National Volunteer of the Year Takes to Capitol Hill This Week
ALEXANDRIA, Va.--(BUSINESS WIRE)--Participating in AIDS Watch 2008, Catholic Charities USA’s newly named National Volunteer of the Year is on Capitol Hill this week seeking a solid federal commitment to AIDS programs.
Ray Suttles, a volunteer with Catholic Charities of Paterson’s Hope House in New Jersey, was named Catholic Charities USA’s 2008 National Volunteer of the Year today for his compassion, commitment, and energy in working with the marginalized HIV/AIDS population in his community.
“If nothing else, I want the senators and representatives from the state of New Jersey to realize how the pending bills can affect the lives of our clients,” says Suttles of Wharton NJ, when speaking about what he hopes to accomplish through the advocacy efforts. “The clients bring a face, a name, and a story to the legislation.” Improving access to affordable heath care is a key component of Catholic Charities USA’s Campaign to Reduce Poverty in America.
“His role is advocating for clients,” says Diane Silbernagel, executive director of Hope House. “He gives them hope. He absolutely gives them hope. Hope that they have a voice and they will be heard and that they make a difference. Concrete validation that they are important.”
And, to help his HIV/AIDS clients find their voice and learn to advocate on their own behalf, Suttles organized a series of trainings to prepare them to attend the AIDS Watch 2008 this week in Washington, DC, and speak before a congressional panel about HIV funding in 2009.

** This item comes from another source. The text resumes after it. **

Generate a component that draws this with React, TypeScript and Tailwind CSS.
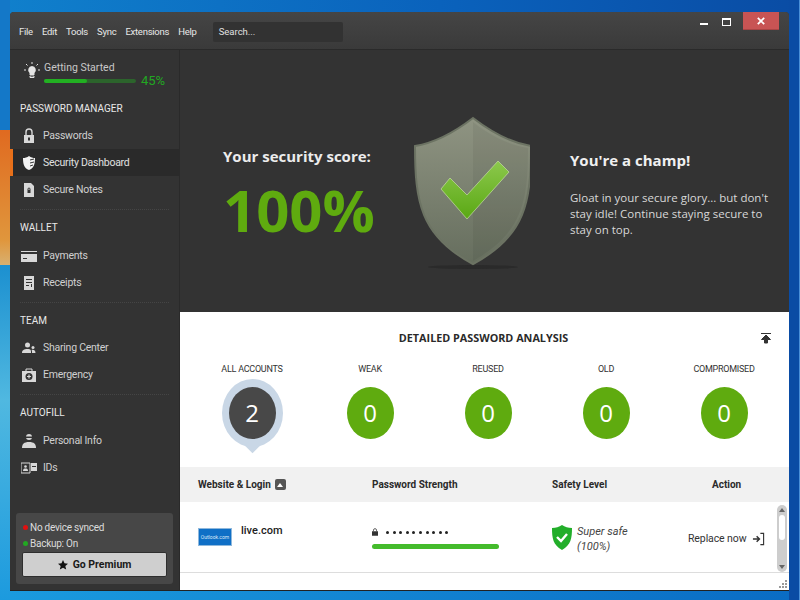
import React from "react";

function Icon({ children }: { children: React.ReactNode }) {
  return (
    <svg viewBox="0 0 16 16" className="w-4 h-4 fill-[#d8d8d8]">
      {children}
    </svg>
  );
}

const LockIcon = () => (
  <Icon>
    <path d="M3 7h10v8H3z" />
    <path d="M5 7V4a3 3 0 0 1 6 0v3" fill="none" stroke="#d8d8d8" strokeWidth="1.4" />
    <rect x="7" y="9.500" width="2" height="3" fill="#333" />
  </Icon>
);
const ShieldIcon = () => (
  <Icon>
    <path d="M8 1c2 1.500 4 2 6 2 0 6-1 10-6 12C3 13 2 9 2 3c2 0 4-.5 6-2z" fill="#f2f2f2" />
    <path d="M9 5l4-1M9 8l4-1M9 11l3-1" stroke="#333" strokeWidth="1" />
  </Icon>
);
const NoteIcon = () => (
  <Icon>
    <path d="M3 1h7l3 3v11H3z" />
    <rect x="6.500" y="8" width="3" height="3" fill="#333" />
    <path d="M7 8V7a1 1 0 0 1 2 0v1" fill="none" stroke="#333" />
  </Icon>
);
const CardIcon = () => (
  <Icon>
    <path d="M0 3h16v1H0zM0 6h16v8H0z" />
    <path d="M2 10h4v1H2z" fill="#333" />
  </Icon>
);
const ReceiptIcon = () => (
  <Icon>
    <path d="M3 1h10v14H3z" />
    <path d="M5 4h6v1H5zM5 7h6v1H5zM5 10h3v1H5zM10 9h1v3h-1z" fill="#333" />
  </Icon>
);
const TeamIcon = () => (
  <Icon>
    <circle cx="6.500" cy="5" r="2.500" />
    <path d="M1 13c0-3 2-4 5.500-4S10 10 10 13z" />
    <circle cx="12" cy="7.500" r="1.500" />
    <path d="M11 13c0-2 0-2.500-.5-3 2-.5 4 0 4 3z" />
  </Icon>
);
const AidIcon = () => (
  <Icon>
    <path d="M1 4h14v11H1z" />
    <path d="M5 4V2h6v2" fill="none" stroke="#d8d8d8" />
    <circle cx="8" cy="9.500" r="3.500" fill="#333" />
    <path d="M7.400 7.500h1.200v1.400H10v1.200H8.600v1.400H7.400v-1.400H6V8.900h1.400z" />
  </Icon>
);
const PersonIcon = () => (
  <Icon>
    <circle cx="8" cy="4" r="3" />
    <path d="M5 3.500h6v1.500H5z" fill="#333" />
    <path d="M1 15c0-4 2-6 7-6s7 2 7 6z" />
  </Icon>
);
const IdIcon = () => (
  <Icon>
    <path d="M0 3h9v10H0z" fill="none" stroke="#d8d8d8" />
    <circle cx="4.500" cy="6.500" r="1.300" />
    <path d="M2 11c0-2 1-2.500 2.500-2.500S7 9 7 11z" />
    <path d="M10 3h6v8h-6z" />
    <path d="M11 6h4v1h-4z" fill="#333" />
  </Icon>
);

type Item = { label: string; icon: React.ReactNode; active?: boolean };

function Section({
  title,
  items,
  divider = true,
  tight = false,
}: {
  title: string;
  items: Item[];
  divider?: boolean;
  tight?: boolean;
}) {
  return (
    <div>
      <div
        className={
          tight
            ? "pl-[10px] h-[16px] leading-[16px] text-[10px] text-[#e8e8e8] mb-[5px]"
            : "pl-[10px] h-[16px] leading-[16px] text-[10px] text-[#e8e8e8] mb-[6px]"
        }
      >
        {title}
      </div>
      {items.map((it) => (
        <div
          key={it.label}
          className={
            it.active
              ? "h-[27px] flex items-center border-l-[3px] border-[#e8701a] bg-[#2a2a2a] pl-[8px] text-[#e0e0e0] text-[10.500px] tracking-[-0.25px]"
              : "h-[27px] flex items-center pl-[11px] text-[#d0d0d0] text-[10.500px] tracking-[-0.25px]"
          }
        >
          <span className="w-[22px] flex">{it.icon}</span>
          {it.label}
        </div>
      ))}
      {divider && <div className="mx-[10px] mt-[6px] mb-[10px] border-t border-dotted border-[#454545]" />}
    </div>
  );
}

function Stat({ label, value, active }: { label: string; value: string; active?: boolean }) {
  return (
    <div className="flex flex-col items-center">
      <div className="h-[14px] leading-[14px] text-[9px] tracking-[-0.25px] text-[#333] [font-family:Roboto,sans-serif]">
        {label}
      </div>
      <div className="relative mt-[3px] w-[61px] h-[68px] flex items-center justify-center">
        {active && (
          <>
            <div className="absolute inset-0 rounded-[50%] bg-[#c9d7e6]" />
            <div className="absolute left-[25px] bottom-[-4px] w-[11px] h-[11px] rotate-45 bg-[#c9d7e6]" />
          </>
        )}
        <div
          className={
            active
              ? "relative w-[47px] h-[52px] rounded-[50%] bg-[#484848] text-white text-[24px] flex items-center justify-center"
              : "relative w-[47px] h-[52px] rounded-[50%] bg-[#5fab0f] text-white text-[24px] flex items-center justify-center"
          }
        >
          {value}
        </div>
      </div>
    </div>
  );
}

export default function App() {
  return (
    <div className="w-[800px] h-[600px] overflow-hidden flex [font-family:'Open_Sans',sans-serif] bg-[linear-gradient(to_right,#1080cc,#0a62bc_55%,#0a4ca4)]">
      {/* desktop strip on the left */}
      <div className="w-[10px] shrink-0 bg-[linear-gradient(to_bottom,#1478c8_0,#1478c8_130px,#e06a20_130px,#e0963c_240px,#d8b070_265px,#1c90d0_265px,#50b8e0_400px,#1c9ade_600px)]" />
      <div className="w-[779px] shrink-0 flex flex-col">
        <div className="h-[12px]" />
        <div className="h-[578px] flex flex-col rounded-t-[4px] overflow-hidden bg-[#333]">
          {/* title bar */}
          <div className="relative h-[38px] shrink-0 flex items-center pl-[9px] pt-[3px] bg-[linear-gradient(to_bottom,#454545,#3a3a3a)] border-b border-[#2a2a2a] [font-family:Roboto,sans-serif]">
            <div className="flex gap-[9px] text-[9.500px] tracking-[-0.25px] text-[#e8e8e8]">
              <span>File</span>
              <span>Edit</span>
              <span>Tools</span>
              <span>Sync</span>
              <span>Extensions</span>
              <span>Help</span>
            </div>
            <div className="ml-[16px] w-[130px] h-[20px] rounded-[2px] bg-[#323232] pl-[6px] text-[9.500px] leading-[20px] text-[#e0e0e0]">
              Search...
            </div>
            <div className="absolute right-[10px] top-0 flex items-start">
              <div className="w-[8px] h-[2px] mt-[11px] mr-[14px] bg-white" />
              <div className="w-[9px] h-[8px] mt-[6px] mr-[12px] border border-white border-t-[2px]" />
              <div className="w-[36px] h-[18px] bg-[#c85454] border-b border-[#a84444] flex items-center justify-center">
                <svg viewBox="0 0 10 10" className="w-[8px] h-[8px]">
                  <path d="M1 1l8 8M9 1l-8 8" stroke="#fff" strokeWidth="2.200" />
                </svg>
              </div>
            </div>
          </div>

          <div className="flex-1 flex min-h-0">
            {/* sidebar */}
            <aside className="w-[170px] shrink-0 flex flex-col bg-[#333] border-r border-[#2a2a2a] [font-family:Roboto,sans-serif]">
              <div className="h-[40px] flex items-start pl-[13px] pt-[11px]">
                <svg viewBox="0 0 18 18" className="w-[18px] h-[18px]">
                  <path d="M9 5a4 4 0 0 1 2.500 7v2h-5v-2A4 4 0 0 1 9 5z" fill="#e4e4e4" />
                  <path d="M7 15h4v1.500H7zM9 1v2M3 3l1.500 1.500M15 3l-1.500 1.500M1 9h2M15 9h2" stroke="#e4e4e4" />
                </svg>
                <div className="ml-[3px]">
                  <div className="text-[10.500px] leading-[13px] text-[#c8c8c8]">Getting Started</div>
                  <div className="flex items-center">
                    <div className="w-[92px] h-[4px] rounded-full bg-[#2c642c]">
                      <div className="w-[43px] h-[4px] rounded-full bg-[#22b022]" />
                    </div>
                    <span className="ml-[5px] text-[13px] leading-[14px] text-[#22a822]">45%</span>
                  </div>
                </div>
              </div>
              <div className="pt-[11px]">
                <Section
                  title="PASSWORD MANAGER"
                  tight
                  items={[
                    { label: "Passwords", icon: <LockIcon /> },
                    { label: "Security Dashboard", icon: <ShieldIcon />, active: true },
                    { label: "Secure Notes", icon: <NoteIcon /> },
                  ]}
                />
                <Section
                  title="WALLET"
                  items={[
                    { label: "Payments", icon: <CardIcon /> },
                    { label: "Receipts", icon: <ReceiptIcon /> },
                  ]}
                />
                <Section
                  title="TEAM"
                  tight
                  items={[
                    { label: "Sharing Center", icon: <TeamIcon /> },
                    { label: "Emergency", icon: <AidIcon /> },
                  ]}
                />
                <Section
                  title="AUTOFILL"
                  divider={false}
                  items={[
                    { label: "Personal Info", icon: <PersonIcon /> },
                    { label: "IDs", icon: <IdIcon /> },
                  ]}
                />
              </div>
              <div className="mt-auto mx-[6px] mb-[6px] h-[71px] rounded-[3px] bg-[#474747] px-[6px] pt-[6px]">
                <div className="flex items-center h-[16px] text-[10px] tracking-[-0.25px] text-[#dcdcdc]">
                  <span className="w-[5px] h-[5px] rounded-full bg-[#e01010] ml-[1px] mr-[2px]" />
                  No device synced
                </div>
                <div className="flex items-center h-[16px] text-[10px] tracking-[-0.25px] text-[#dcdcdc]">
                  <span className="w-[5px] h-[5px] rounded-full bg-[#22a822] ml-[1px] mr-[2px]" />
                  Backup: On
                </div>
                <div className="mt-[1px] h-[25px] rounded-[2px] bg-[#cfcfcf] border border-[#2e2e2e] flex items-center justify-center text-[10.500px] font-bold text-[#1a1a1a]">
                  <svg viewBox="0 0 12 12" className="w-[10px] h-[10px] mr-[5px]">
                    <path d="M6 0l1.800 4 4.200.4-3.200 2.800 1 4.300L6 9.200 2.200 11.500l1-4.300L0 4.400 4.200 4z" fill="#111" />
                  </svg>
                  Go Premium
                </div>
              </div>
            </aside>

            {/* main */}
            <main className="flex-1 min-w-0 flex flex-col">
              <section className="h-[262px] shrink-0 flex bg-[#333]">
                <div className="w-[220px] pl-[43px] pt-[95px]">
                  <div className="text-[15px] leading-[22px] font-bold text-[#ececec] whitespace-nowrap">
                    Your security score:
                  </div>
                  <div className="mt-[14px] text-[58px] leading-[58px] font-bold text-[#5fab0f]">100%</div>
                </div>
                <div className="w-[170px] pt-[60px]">
                  <svg viewBox="0 0 130 170" className="w-[130px] h-[170px]">
                    <defs>
                      <linearGradient id="shieldFill" x1="0" y1="0" x2="0" y2="1">
                        <stop offset="0" stopColor="#8f9482" />
                        <stop offset="1" stopColor="#666e5e" />
                      </linearGradient>
                      <linearGradient id="tick" x1="0" y1="0" x2="0" y2="1">
                        <stop offset="0" stopColor="#8cc84c" />
                        <stop offset="1" stopColor="#5aa814" />
                      </linearGradient>
                    </defs>
                    <ellipse cx="73" cy="157" rx="45" ry="2" fill="#2a2a2a" />
                    <path
                      d="M73 8C60 18 40 32 15 36c0 55 5 90 58 118 53-28 58-63 58-118C106 32 86 18 73 8z"
                      fill="url(#shieldFill)"
                      stroke="#6c7363"
                      strokeWidth="2"
                    />
                    <path d="M73 12c13 10 31 22 55 26 0 52-5 85-55 113z" fill="#000" opacity="0.05" />
                    <path d="M50 68l17 17 31-34 11 11-42 47-26-30z" fill="url(#tick)" stroke="#c4dca4" strokeWidth="0.700" />
                  </svg>
                </div>
                <div className="w-[208px] pt-[100px]">
                  <div className="text-[15px] leading-[20px] font-bold text-[#f0f0f0]">You're a champ!</div>
                  <p className="mt-[20px] text-[11.500px] leading-[16px] text-[#d8d8d8]">
                    Gloat in your secure glory... but don't stay idle! Continue staying secure to stay on top.
                  </p>
                </div>
              </section>

              <section className="flex-1 min-h-0 flex flex-col bg-white">
                <div className="relative h-[50px] shrink-0 flex items-center justify-center pt-[3px] pr-[2px] text-[10.800px] font-bold text-[#2a2a2a]">
                  DETAILED PASSWORD ANALYSIS
                  <svg viewBox="0 0 12 12" className="absolute right-[17px] top-[20px] w-[12px] h-[12px]">
                    <path d="M1 1.500h10M6 3l-4.500 4.500H4.500V11h3V7.500h3z" stroke="#333" fill="#333" strokeWidth="1" />
                  </svg>
                </div>
                <div className="grid grid-cols-[repeat(5,118px)] pl-[13px] h-[105px] shrink-0">
                  <Stat label="ALL ACCOUNTS" value="2" active />
                  <Stat label="WEAK" value="0" />
                  <Stat label="REUSED" value="0" />
                  <Stat label="OLD" value="0" />
                  <Stat label="COMPROMISED" value="0" />
                </div>
                <div className="h-[35px] shrink-0 grid grid-cols-[174px_180px_136px_1fr] items-center pl-[18px] bg-[#f1f1f1] text-[10px] font-bold text-[#2a2a2a] [font-family:Roboto,sans-serif]">
                  <div className="flex items-center">
                    Website & Login
                    <span className="ml-[4px] w-[11px] h-[11px] rounded-[2px] bg-[#555] flex items-center justify-center">
                      <span className="w-0 h-0 border-x-[3px] border-x-transparent border-b-[4px] border-b-white" />
                    </span>
                  </div>
                  <div>Password Strength</div>
                  <div>Safety Level</div>
                  <div className="pl-[24px]">Action</div>
                </div>
                <div className="h-[71px] shrink-0 flex border-b border-[#ddd] [font-family:Roboto,sans-serif]">
                  <div className="flex-1 grid grid-cols-[174px_180px_136px_1fr] items-center pl-[18px]">
                    <div className="flex items-center">
                      <div className="w-[34px] h-[18px] bg-[#0f6fc6] border border-[#8fb8dc] text-[5px] leading-[16px] text-center text-[#d8e8f8] whitespace-nowrap overflow-hidden">
                        Outlook.com
                      </div>
                      <div className="ml-[9px] -mt-[11px] text-[11px] font-medium text-[#222]">live.com</div>
                    </div>
                    <div>
                      <div className="flex items-center h-[14px]">
                        <svg viewBox="0 0 8 10" className="w-[6px] h-[8px]">
                          <path d="M0 4h8v6H0z" fill="#333" />
                          <path d="M2 4V2.500a2 2 0 0 1 4 0V4" fill="none" stroke="#333" />
                        </svg>
                        <div className="ml-[8px] flex gap-[3.600px]">
                          {Array.from({ length: 10 }).map((_, i) => (
                            <span key={i} className="w-[3px] h-[3px] rounded-full bg-[#222]" />
                          ))}
                        </div>
                      </div>
                      <div className="mt-[5px] w-[127px] h-[5px] rounded-full bg-[#44bb2c]" />
                    </div>
                    <div className="flex items-center">
                      <svg viewBox="0 0 20 25" className="w-[20px] h-[25px]">
                        <path d="M10 0c3 2 6 3 10 3 0 10-1 17-10 22C1 20 0 13 0 3c4 0 7-1 10-3z" fill="#22ae2a" />
                        <path d="M5 12l4 4 6-7" fill="none" stroke="#fff" strokeWidth="2.400" />
                      </svg>
                      <div className="ml-[5px] mt-[4px] text-[11px] leading-[15px] italic text-[#444]">
                        Super safe
                        <br />
                        (100%)
                      </div>
                    </div>
                    <div className="flex items-center mt-[4px] whitespace-nowrap text-[10.500px] tracking-[-0.1px] text-[#333]">
                      Replace now
                      <svg viewBox="0 0 14 14" className="ml-[6px] w-[13px] h-[14px]">
                        <path d="M1 7h6M5 4l3 3-3 3" fill="none" stroke="#333" strokeWidth="1.600" />
                        <path d="M9 1h3.500v12H9" fill="none" stroke="#333" strokeWidth="1.200" />
                      </svg>
                    </div>
                  </div>
                  <div className="w-[10px] mt-[3px] mr-[2px] rounded-full bg-[#cdcdcd] flex flex-col items-center pt-[3px]">
                    <span className="w-0 h-0 border-x-[3px] border-x-transparent border-b-[4px] border-b-[#666]" />
                    <span className="mt-[3px] w-[6px] h-[25px] rounded-full bg-white" />
                    <span className="mt-auto mb-[3px] w-0 h-0 border-x-[3px] border-x-transparent border-t-[4px] border-t-[#666]" />
                  </div>
                </div>
                <div className="relative flex-1">
                  <svg viewBox="0 0 9 9" className="absolute right-[1px] bottom-[1px] w-[9px] h-[9px] fill-[#9a9a9a]">
                    <path d="M6 0h2v2H6zM3 3h2v2H3zM6 3h2v2H6zM0 6h2v2H0zM3 6h2v2H3zM6 6h2v2H6z" />
                  </svg>
                </div>
              </section>
            </main>
          </div>
        </div>
        <div className="h-[10px] border-t border-[#222] bg-[linear-gradient(to_right,#1a9ade,#0a6cc4)]" />
      </div>
      <div className="flex-1 bg-[#0a4ca4] border-r border-[#4a90d8]" />
    </div>
  );
}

“Like so many of the volunteers serving Catholic Charities agencies around the country, Ray takes the idea of volunteerism and elevates it to a personal mission,” comments Rev. Larry Snyder, president of Catholic Charities USA. “Ultimately the people that we are serving are in a better place because of Ray’s commitment.”
Fifteen years of volunteer service to Catholic Charities’ Hope House began for Suttles with a simple phone call to a friend. That was how he learned that his college roommate and dear friend, Brad, had AIDS.
“I just felt such a sense that I had to do something,” says the 68-year old Suttles. “I hadn’t paid a lot of attention to AIDS; I didn’t feel like it was something that would invade my world.”
It was while he was deciding how to support his friend, who lived hundreds of miles away, that he discovered Hope House through a referral from his minister. He began to volunteer as an AIDS buddy in 1989, serving those who were facing the illness in their last stage of life. “It was absolutely the most rewarding thing that I’ve done,” says Suttles when reflecting on his experiences with the program. “I was there to just let them talk and to hear them out, in ways that their own friends and family didn’t want to.”
It was through his work at Hope House that Suttles truly saw the effects of the disease close-up. It wasn’t until after his first AIDS buddy, Jimmy, died that he learned how desperate the situation had been. Through the family friend who cared for Jimmy, Suttles learned that the very day when he first connected with them the friend was considering ending both of their lives out of desperation and hopelessness. The confession remains with Suttles and often fills his mind with ‘what ifs.’ He answers them all with a reflection that is the norm for Suttles, “There must have been a guiding force at work, greater than all of us, helping us as we stumbled along.”
Today, Suttles spends about 30 hours each month in voluntary support of the mission and work of Hope House. While the AIDS Buddy program no longer exists, the weekly support group he has facilitated since 1993 for men with HIV/AIDS has absorbed his time.
“The support group is a lifeline,” says Bob Armstrong, who joined the group when he was first diagnosed with AIDS in 1995. “I know that a number of the guys in my group would not be alive without the kind of support that Ray has allowed to happen in the group.”
In addition to his duties with the support group and his advocacy efforts, Suttles volunteers to staff a client advisory board at the agency; oversees the monthly HIV consumer newsletter’ helps with all HIV-related events and fundraisers’ and works with HIV families supporting both parents and children of HIV positive clients. He also volunteers to staff a client advisory board at the agency. He also facilitates an AIDS Resource Roundtable for the local HIV providers to foster collaboration and improved services for clients and volunteers as a member of the Tri-County HIV/AIDS Task Force.
“We are all children of God, all deserving of His love and each other’s love and support,” says Suttles referring to why he continues to volunteer at Hope House. “To give anything less is just not within the teaching that I have learned.”
Suttles will be honored at Catholic Charities USA’s Annual Gathering on Sept. 27 in New Orleans. Volunteers nationwide provide the backbone of the Catholic Charities movement. Collectively, local Catholic Charities agencies rely on more than 263,000 volunteers each year to serve nearly 8 million people of all faiths and diverse needs.